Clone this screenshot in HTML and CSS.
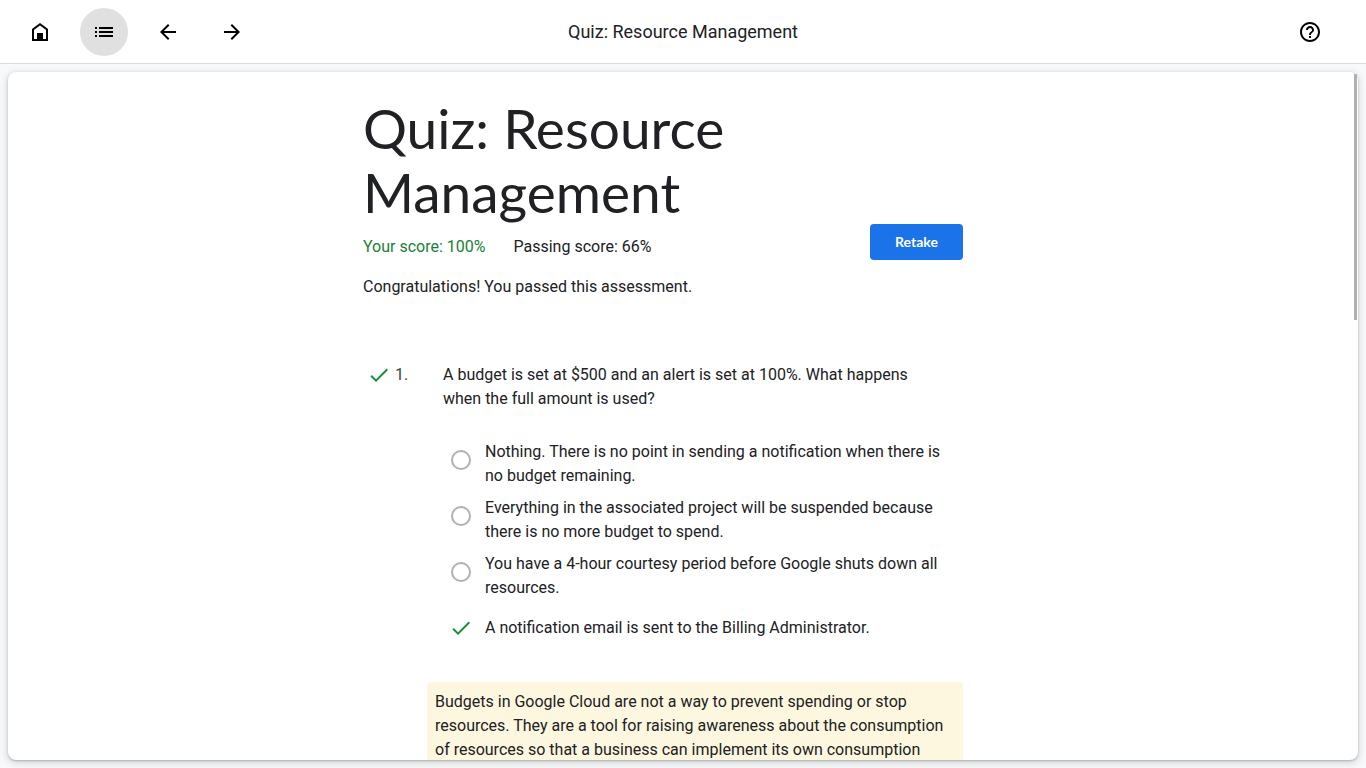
FILE: index.html
```
<!DOCTYPE html>
<html lang="en">
<head>
<meta charset="utf-8">
<meta name="viewport" content="width=device-width, initial-scale=1">
<title>Quiz: Resource Management</title>
<link rel="stylesheet" href="styles.css">
</head>
<body>
<header class="toolbar">
  <nav class="toolbar-nav" aria-label="Course">
    <a class="icon-button" href="#" aria-label="Home">
      <svg class="icon" viewBox="0 0 24 24"><path d="M5 20V9.500L12 4.300l7 5.200V20z" fill="none" stroke="currentColor" stroke-width="2"/><path d="M9 13h6v8H9z"/></svg>
    </a>
    <button class="icon-button icon-button-active" type="button" aria-label="Outline">
      <svg class="icon" viewBox="0 0 24 24"><path d="M3 7h2v2H3zm4 0h14v2H7zm-4 4h2v2H3zm4 0h14v2H7zm-4 4h2v2H3zm4 0h14v2H7z"/></svg>
    </button>
    <a class="icon-button" href="#" aria-label="Previous">
      <svg class="icon" viewBox="0 0 24 24"><path d="M20 11H7.830l5.590-5.590L12 4l-8 8 8 8 1.410-1.410L7.830 13H20z"/></svg>
    </a>
    <a class="icon-button" href="#" aria-label="Next">
      <svg class="icon" viewBox="0 0 24 24"><path d="M12 4l-1.410 1.410L16.170 11H4v2h12.170l-5.580 5.590L12 20l8-8z"/></svg>
    </a>
  </nav>
  <div class="toolbar-title">Quiz: Resource Management</div>
  <div class="toolbar-end">
    <button class="icon-button" type="button" aria-label="Help">
      <svg class="icon" viewBox="0 0 24 24"><path d="M11 18h2v-2h-2zm1-16C6.480 2 2 6.480 2 12s4.480 10 10 10 10-4.480 10-10S17.520 2 12 2zm0 18c-4.410 0-8-3.590-8-8s3.590-8 8-8 8 3.590 8 8-3.590 8-8 8zm0-14c-2.210 0-4 1.790-4 4h2c0-1.100.9-2 2-2s2 .9 2 2c0 2-3 1.750-3 5h2c0-2.250 3-2.500 3-5 0-2.210-1.790-4-4-4z"/></svg>
    </button>
  </div>
</header>
<main class="stage">
  <div class="card">
    <div class="card-scroll">
      <div class="quiz">
        <h1 class="quiz-title">Quiz: Resource Management</h1>
        <div class="result">
          <p class="scores"><span class="score-own">Your score: 100%</span><span>Passing score: 66%</span></p>
          <button class="retake" type="button">Retake</button>
        </div>
        <p class="verdict">Congratulations! You passed this assessment.</p>
        <section class="question">
          <div class="question-mark">
            <svg class="icon check" viewBox="0 0 24 24" role="img" aria-label="Correct"><path d="M9 16.170L4.830 12l-1.420 1.410L9 19 21 7l-1.410-1.410z"/></svg>
            <span class="question-number">1.</span>
          </div>
          <div class="question-body">
            <p class="question-text">A budget is set at $500 and an alert is set at 100%. What happens when the full amount is used?</p>
            <div class="options">
              <div class="option">
                <span class="option-mark"><input class="radio" type="radio" name="q1" id="q1a" disabled></span>
                <label class="option-label" for="q1a">Nothing. There is no point in sending a notification when there is no budget remaining.</label>
              </div>
              <div class="option">
                <span class="option-mark"><input class="radio" type="radio" name="q1" id="q1b" disabled></span>
                <label class="option-label" for="q1b">Everything in the associated project will be suspended because there is no more budget to spend.</label>
              </div>
              <div class="option">
                <span class="option-mark"><input class="radio" type="radio" name="q1" id="q1c" disabled></span>
                <label class="option-label" for="q1c">You have a 4-hour courtesy period before Google shuts down all resources.</label>
              </div>
              <div class="option">
                <span class="option-mark"><svg class="icon check" viewBox="0 0 24 24" role="img" aria-label="Correct answer"><path d="M9 16.170L4.830 12l-1.420 1.410L9 19 21 7l-1.410-1.410z"/></svg></span>
                <span class="option-label option-label-single">A notification email is sent to the Billing Administrator.</span>
              </div>
            </div>
          </div>
        </section>
        <p class="explanation">Budgets in Google Cloud are not a way to prevent spending or stop resources. They are a tool for raising awareness about the consumption of resources so that a business can implement its own consumption</p>
      </div>
    </div>
    <div class="scroll-thumb"></div>
  </div>
</main>
</body>
</html>
```
FILE: styles.css
```
*, *::before, *::after { box-sizing: border-box; }

body {
  margin: 0;
  height: 100vh;
  display: flex;
  flex-direction: column;
  background: #f8f9fa;
  color: #202124;
  font: 16px/24px Roboto, sans-serif;
}

h1, p { margin: 0; }

.toolbar {
  display: grid;
  grid-template-columns: 1fr auto 1fr;
  align-items: center;
  height: 64px;
  padding: 0 32px 0 16px;
  background: #fff;
  border-bottom: 1px solid #dadce0;
}
.toolbar-nav { display: flex; gap: 16px; }
.toolbar-title { font-size: 18px; padding-left: 16px; }
.toolbar-end { display: flex; justify-content: flex-end; }

.icon-button {
  display: flex;
  align-items: center;
  justify-content: center;
  width: 48px;
  height: 48px;
  padding: 0;
  border: 0;
  border-radius: 50%;
  background: none;
  color: #000;
}
.icon-button-active { background: #e0e0e0; }

.icon { display: block; width: 24px; height: 24px; fill: currentColor; }
.check { color: #1e8e3e; }

.stage {
  flex: 1;
  min-height: 0;
  padding: 8px;
}
.card {
  position: relative;
  height: 100%;
  border-radius: 8px;
  background: #fff;
  box-shadow: 0 1px 2px rgba(60, 64, 67, .3), 0 2px 6px 2px rgba(60, 64, 67, .15);
}
.card-scroll {
  height: 100%;
  overflow-y: auto;
  scrollbar-width: none;
  border-radius: 8px;
}
.scroll-thumb {
  position: absolute;
  top: 2px;
  right: 1px;
  width: 3px;
  height: 246px;
  background: #b0b0b0;
}

.quiz {
  max-width: 640px;
  margin: 0 auto;
  padding: 24px 40px 24px 0;
}
.quiz-title { font-family: Lato, sans-serif; font-size: 55px; line-height: 64px; font-weight: 400; }

.result { display: flex; justify-content: space-between; }
.scores { display: flex; gap: 28px; padding-top: 11px; }
.score-own { color: #188038; }
.retake {
  min-width: 93px;
  height: 36px;
  padding: 0 24px;
  border: 0;
  border-radius: 4px;
  background: #1a73e8;
  color: #fff;
  font: bold 14px/20px Lato, sans-serif;
}
.verdict { padding-top: 15px; }

.question { display: flex; padding-top: 64px; }
.question-mark { display: flex; gap: 4px; width: 80px; padding-left: 4px; }
.question-number { color: #3c4043; }
.question-body { flex: 1; }
.question-text { padding-right: 16px; }

.options { padding-top: 21px; }
.option { display: flex; min-height: 56px; }
.option-mark {
  display: flex;
  align-items: center;
  justify-content: center;
  width: 36px;
  height: 56px;
  margin-right: 6px;
}
.radio {
  appearance: none;
  width: 20px;
  height: 20px;
  margin: 0;
  border: 2px solid #b0b0b0;
  border-radius: 50%;
}
.option-label { flex: 1; padding: 8px 8px 0 0; }
.option-label-single { padding-top: 16px; }

.explanation {
  margin: 26px 0 0 64px;
  padding: 8px;
  border-radius: 4px;
  background: #fef7e0;
}
```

-=-=-=-=-

> [Required task] Copy every line of the data word for word, omitting the images.

> [Exercise response]
Clone this screenshot in HTML and CSS.
FILE: index.html
```
<!DOCTYPE html>
<html lang="en">
<head>
<meta charset="utf-8">
<meta name="viewport" content="width=device-width, initial-scale=1">
<title>Quiz: Resource Management</title>
<link rel="stylesheet" href="styles.css">
</head>
<body>
<header class="toolbar">
  <nav class="toolbar-nav" aria-label="Course">
    <a class="icon-button" href="#" aria-label="Home">
      <svg class="icon" viewBox="0 0 24 24"><path d="M5 20V9.500L12 4.300l7 5.200V20z" fill="none" stroke="currentColor" stroke-width="2"/><path d="M9 13h6v8H9z"/></svg>
    </a>
    <button class="icon-button icon-button-active" type="button" aria-label="Outline">
      <svg class="icon" viewBox="0 0 24 24"><path d="M3 7h2v2H3zm4 0h14v2H7zm-4 4h2v2H3zm4 0h14v2H7zm-4 4h2v2H3zm4 0h14v2H7z"/></svg>
    </button>
    <a class="icon-button" href="#" aria-label="Previous">
      <svg class="icon" viewBox="0 0 24 24"><path d="M20 11H7.830l5.590-5.590L12 4l-8 8 8 8 1.410-1.410L7.830 13H20z"/></svg>
    </a>
    <a class="icon-button" href="#" aria-label="Next">
      <svg class="icon" viewBox="0 0 24 24"><path d="M12 4l-1.410 1.410L16.170 11H4v2h12.170l-5.580 5.590L12 20l8-8z"/></svg>
    </a>
  </nav>
  <div class="toolbar-title">Quiz: Resource Management</div>
  <div class="toolbar-end">
    <button class="icon-button" type="button" aria-label="Help">
      <svg class="icon" viewBox="0 0 24 24"><path d="M11 18h2v-2h-2zm1-16C6.480 2 2 6.480 2 12s4.480 10 10 10 10-4.480 10-10S17.520 2 12 2zm0 18c-4.410 0-8-3.590-8-8s3.590-8 8-8 8 3.590 8 8-3.590 8-8 8zm0-14c-2.210 0-4 1.790-4 4h2c0-1.100.9-2 2-2s2 .9 2 2c0 2-3 1.750-3 5h2c0-2.250 3-2.500 3-5 0-2.210-1.790-4-4-4z"/></svg>
    </button>
  </div>
</header>
<main class="stage">
  <div class="card">
    <div class="card-scroll">
      <div class="quiz">
        <h1 class="quiz-title">Quiz: Resource Management</h1>
        <div class="result">
          <p class="scores"><span class="score-own">Your score: 100%</span><span>Passing score: 66%</span></p>
          <button class="retake" type="button">Retake</button>
        </div>
        <p class="verdict">Congratulations! You passed this assessment.</p>
        <section class="question">
          <div class="question-mark">
            <svg class="icon check" viewBox="0 0 24 24" role="img" aria-label="Correct"><path d="M9 16.170L4.830 12l-1.420 1.410L9 19 21 7l-1.410-1.410z"/></svg>
            <span class="question-number">1.</span>
          </div>
          <div class="question-body">
            <p class="question-text">A budget is set at $500 and an alert is set at 100%. What happens when the full amount is used?</p>
            <div class="options">
              <div class="option">
                <span class="option-mark"><input class="radio" type="radio" name="q1" id="q1a" disabled></span>
                <label class="option-label" for="q1a">Nothing. There is no point in sending a notification when there is no budget remaining.</label>
              </div>
              <div class="option">
                <span class="option-mark"><input class="radio" type="radio" name="q1" id="q1b" disabled></span>
                <label class="option-label" for="q1b">Everything in the associated project will be suspended because there is no more budget to spend.</label>
              </div>
              <div class="option">
                <span class="option-mark"><input class="radio" type="radio" name="q1" id="q1c" disabled></span>
                <label class="option-label" for="q1c">You have a 4-hour courtesy period before Google shuts down all resources.</label>
              </div>
              <div class="option">
                <span class="option-mark"><svg class="icon check" viewBox="0 0 24 24" role="img" aria-label="Correct answer"><path d="M9 16.170L4.830 12l-1.420 1.410L9 19 21 7l-1.410-1.410z"/></svg></span>
                <span class="option-label option-label-single">A notification email is sent to the Billing Administrator.</span>
              </div>
            </div>
          </div>
        </section>
        <p class="explanation">Budgets in Google Cloud are not a way to prevent spending or stop resources. They are a tool for raising awareness about the consumption of resources so that a business can implement its own consumption</p>
      </div>
    </div>
    <div class="scroll-thumb"></div>
  </div>
</main>
</body>
</html>
```
FILE: styles.css
```
*, *::before, *::after { box-sizing: border-box; }

body {
  margin: 0;
  height: 100vh;
  display: flex;
  flex-direction: column;
  background: #f8f9fa;
  color: #202124;
  font: 16px/24px Roboto, sans-serif;
}

h1, p { margin: 0; }

.toolbar {
  display: grid;
  grid-template-columns: 1fr auto 1fr;
  align-items: center;
  height: 64px;
  padding: 0 32px 0 16px;
  background: #fff;
  border-bottom: 1px solid #dadce0;
}
.toolbar-nav { display: flex; gap: 16px; }
.toolbar-title { font-size: 18px; padding-left: 16px; }
.toolbar-end { display: flex; justify-content: flex-end; }

.icon-button {
  display: flex;
  align-items: center;
  justify-content: center;
  width: 48px;
  height: 48px;
  padding: 0;
  border: 0;
  border-radius: 50%;
  background: none;
  color: #000;
}
.icon-button-active { background: #e0e0e0; }

.icon { display: block; width: 24px; height: 24px; fill: currentColor; }
.check { color: #1e8e3e; }

.stage {
  flex: 1;
  min-height: 0;
  padding: 8px;
}
.card {
  position: relative;
  height: 100%;
  border-radius: 8px;
  background: #fff;
  box-shadow: 0 1px 2px rgba(60, 64, 67, .3), 0 2px 6px 2px rgba(60, 64, 67, .15);
}
.card-scroll {
  height: 100%;
  overflow-y: auto;
  scrollbar-width: none;
  border-radius: 8px;
}
.scroll-thumb {
  position: absolute;
  top: 2px;
  right: 1px;
  width: 3px;
  height: 246px;
  background: #b0b0b0;
}

.quiz {
  max-width: 640px;
  margin: 0 auto;
  padding: 24px 40px 24px 0;
}
.quiz-title { font-family: Lato, sans-serif; font-size: 55px; line-height: 64px; font-weight: 400; }

.result { display: flex; justify-content: space-between; }
.scores { display: flex; gap: 28px; padding-top: 11px; }
.score-own { color: #188038; }
.retake {
  min-width: 93px;
  height: 36px;
  padding: 0 24px;
  border: 0;
  border-radius: 4px;
  background: #1a73e8;
  color: #fff;
  font: bold 14px/20px Lato, sans-serif;
}
.verdict { padding-top: 15px; }

.question { display: flex; padding-top: 64px; }
.question-mark { display: flex; gap: 4px; width: 80px; padding-left: 4px; }
.question-number { color: #3c4043; }
.question-body { flex: 1; }
.question-text { padding-right: 16px; }

.options { padding-top: 21px; }
.option { display: flex; min-height: 56px; }
.option-mark {
  display: flex;
  align-items: center;
  justify-content: center;
  width: 36px;
  height: 56px;
  margin-right: 6px;
}
.radio {
  appearance: none;
  width: 20px;
  height: 20px;
  margin: 0;
  border: 2px solid #b0b0b0;
  border-radius: 50%;
}
.option-label { flex: 1; padding: 8px 8px 0 0; }
.option-label-single { padding-top: 16px; }

.explanation {
  margin: 26px 0 0 64px;
  padding: 8px;
  border-radius: 4px;
  background: #fef7e0;
}
```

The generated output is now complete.